This Day in Jewish History

1931: E.L. Doctorow Is Born, Will Be Named for a 'Necrophiliac'

Named for the notoriously depraved Edgar Allan Poe, Edgar L. Doctorow would pen some of the most popular novels about the American pageant.

American author E.L. Doctorow.
AP

January 6, 1931, is the birthdate of E.L. Doctorow, the American writer known for such novels as “Ragtime,” “The Book of Daniel” and “The March,” each of which mixed fictional dramas into epochal moments in actual U.S. history.

In the case of “Ragtime,” from 1975, Doctorow told a story of pre-World War I America, with guest appearances by Henry Ford, J.P. Morgan and even Sigmund Freud, against a painful tale of racism-induced violence. “The Book of Daniel” (1969) was based on the atomic-spying case of Julius and Ethel Rosenberg, told from the point of view of a fictional son. “The March” (2005) looked at the campaign of “total war” led by Union General William Tecumseh Sherman as he pushed across Georgia toward the sea in late 1864, toward the end of the Civil War.

Edgar Allan Poe, 1898.
WikiCommons

Named for a delusional misanthropic drug addict

Edgar Lawrence Doctorow was born in the Bronx, New York, and grew up there. His father, David Richard Doctorow, ran a musical-instrument shop in midtown Manhattan, and his mother, the former Rose Levine, herself played the piano in movie theaters.

Both were the U.S.-born children of Jewish immigrants from czarist Russia. They named him for Edgar Allan Poe, which apparently bothered young Edgar, though he only shared his thoughts on the topic with his mother, who lived into her 90s. “'Do you and Dad know you named me after a drug-addicted, alcoholic delusional paranoid with strong necrophiliac tendencies?’” Doctorow recounted to the New York Times. “She said, ‘Edgar, that’s not funny.’”

Edgar attended Bronx High School of Science, for gifted children. But not being scientifically inclined, he wrote for the school literary magazine, and took courses in journalism. After graduating in 1948, he entered Kenyon College, in Ohio, where he studied philosophy and acted, and was mentored by the poet and critic John Crowe Ransom.

That was followed by a master’s degree in English drama, at Columbia University, and service in the U.S. Army signals corps, in West Germany, in 1954-55.

During his time in Germany, Doctorow married Helen Esther Setzer, an aspiring actress whom he had met in graduate school. They remained married until his death, and had three children (one of whom is the New York folk musician Caroline Doctorow).

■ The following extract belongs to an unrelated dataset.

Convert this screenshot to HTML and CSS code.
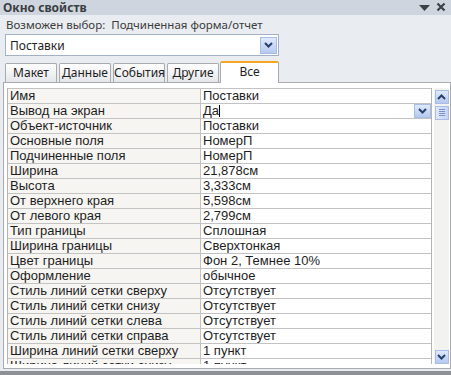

'I can lie better than these people'

Back in New York, Doctorow took jobs as a script reader for CBS Television and Columbia Pictures. The slush pile included a lot of Westerns, and feeling that “I can lie better than these people,” he tried his hand at writing one. The result was “Welcome to Hard Times” (1960), which was well-received critically and even adapted for the screen.

Wanting to continue his writing, Doctorow took work as an editor, first at the publisher New American Library, where his writers included Ian Fleming and Ayn Rand, and then as editor-in-chief and later publisher at the Dial Press. There, he worked with James Baldwin, Norman Mailer and other big hitters.

Finally, in 1969, he left publishing to focus on his writing. He would hit the big time with “Ragtime,” which won the National Book Critics Circle Award, was turned into a highly successful film, directed by Milos Forman, and also later into a musical play.

Doctorow explained that the idea for the character of Coalhouse Walker, who is humiliated by racist firemen in New Rochelle, New York and then undertakes a campaign of revenge that cannot possibly have a happy ending, was based on the character of Michael Kohlhass, the eponymous protagonist of Heinrich von Kleist’s 1811 novel. That in turn was based on the tragic episode of a real character in the 16th century.

Doctorow continued writing, interspersing that with regular academic appointments, publishing his final novel in 2014, the year before his death. It was a relatively experimental work called “Andrew’s Brain,” that looked at the question of human consciousness through the tale of a cognitive scientist.

Other novels included “Billy Bathgate” and “World’s Fair,” and he also wrote essays and short stories.

Additionally, Doctorow was a major backer, together with his college friend Paul Newman, of the Nation magazine and other left-wing causes, describing himself as belonging to “the humanist left that’s wary of ideological fervor.”

Doctorow died on July 21, 2015, of lung cancer, at age 84.